Simply Orange held a wonderful cooking event at the Institute of Culinary Education where we had to work for our food, resulting in a much delicious and appreciated meal.

Divided into 3 teams of 5 we prepared appetizers, main course, and dessert which would make any Sunday brunch successful – only we had it for dinner!

Simply Orange was served in different forms: as cocktails and pure juice (orange, apple, and grapefruit flavors).  Mimosa (orange juice with champagne)  is my favorite summer drink and Simply Orange certainly compliments it with a naturally light taste.

I also loved the fact that chefs infused Simply Orange into Orange Pecan Muffins! Natural flavors made us skip on the sugary syrups.

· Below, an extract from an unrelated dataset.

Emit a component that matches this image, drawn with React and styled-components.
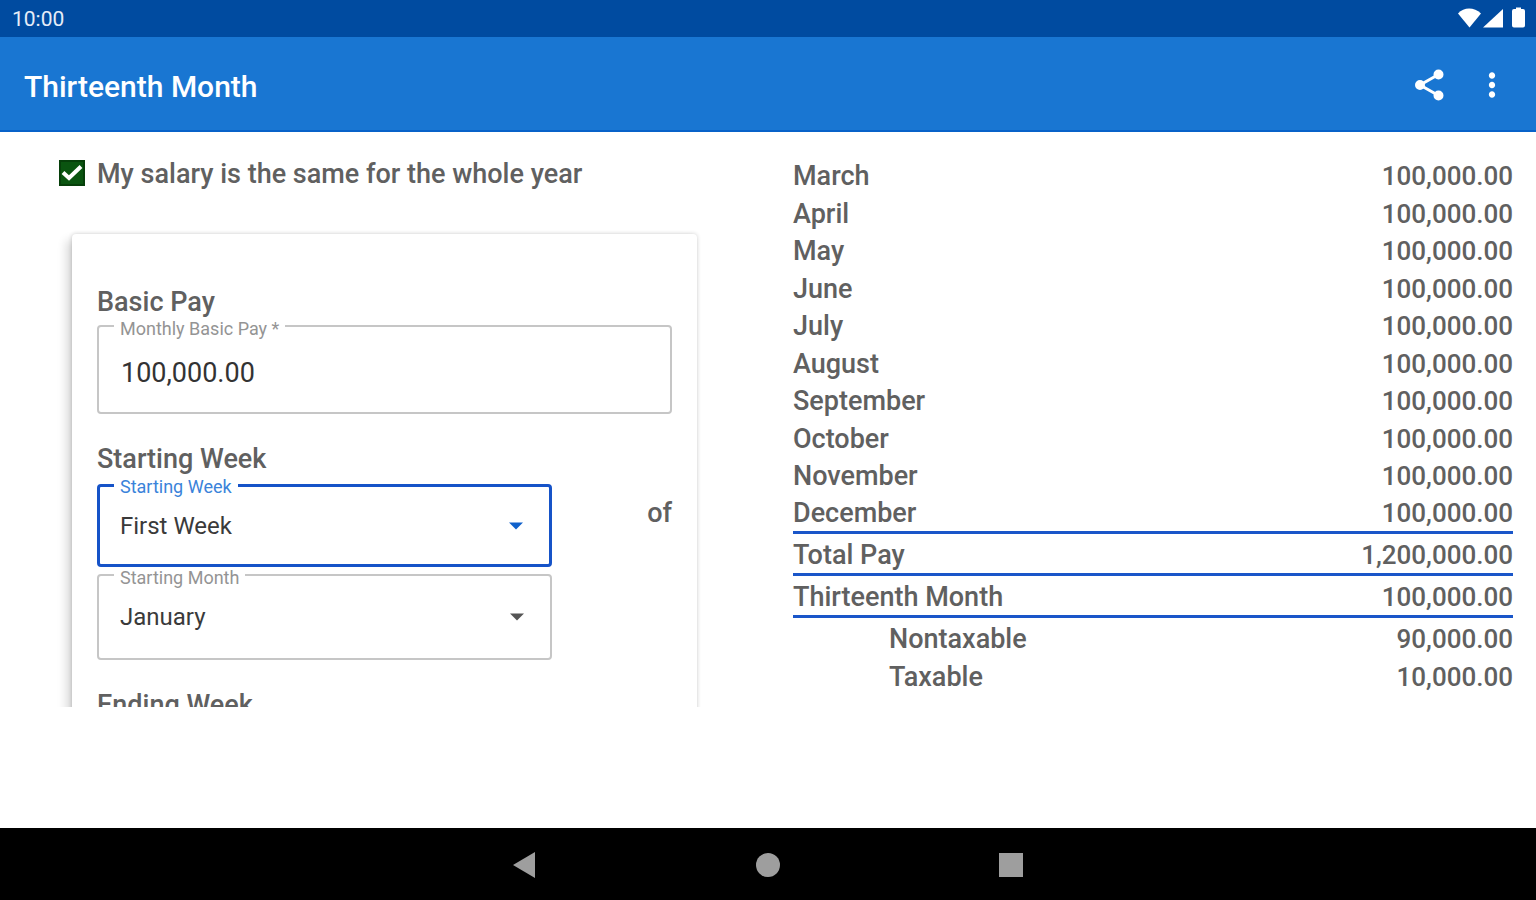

I joked when I said if it was a competition my team would win, but as it turned out our salmon hash was a winner even among food bloggers.

4 servings
Recipe from Bon Appétit Magazine

Ingredients:
6 oz smoked salmon, cut into strips
½ cup finely chopped red onion
3 tbs drained capers
3 tbs sour cream
2 tbs prepared horseradish
1 tbs whole grain Dijon mustard
2 tbs butter
1 tbs vegetable oil
2 large Idaho potatoes, diced, blanched and allowed to dry
Poached eggs
Additional sour cream

Directions:

Mix salmon, onion, capers, 3 tbs of sour cream, horseradish, and mustard in medium bowl. Season with salt and pepper. Melt butter with oil in heavy large skillet over medium-high heat. Add potatoes and cook until golden brown, breaking up with spatula, about 12 minutes. Stir in salmon mixture and cook just until heated through (about 2 minutes). Season hash to taste with salt and pepper. Divide among 4 plates. Top with a poached egg, and garnish with additional sour cream.

Thanks to Simply Orange and I.C.E mastering a  flavorful brunch has never been so easy!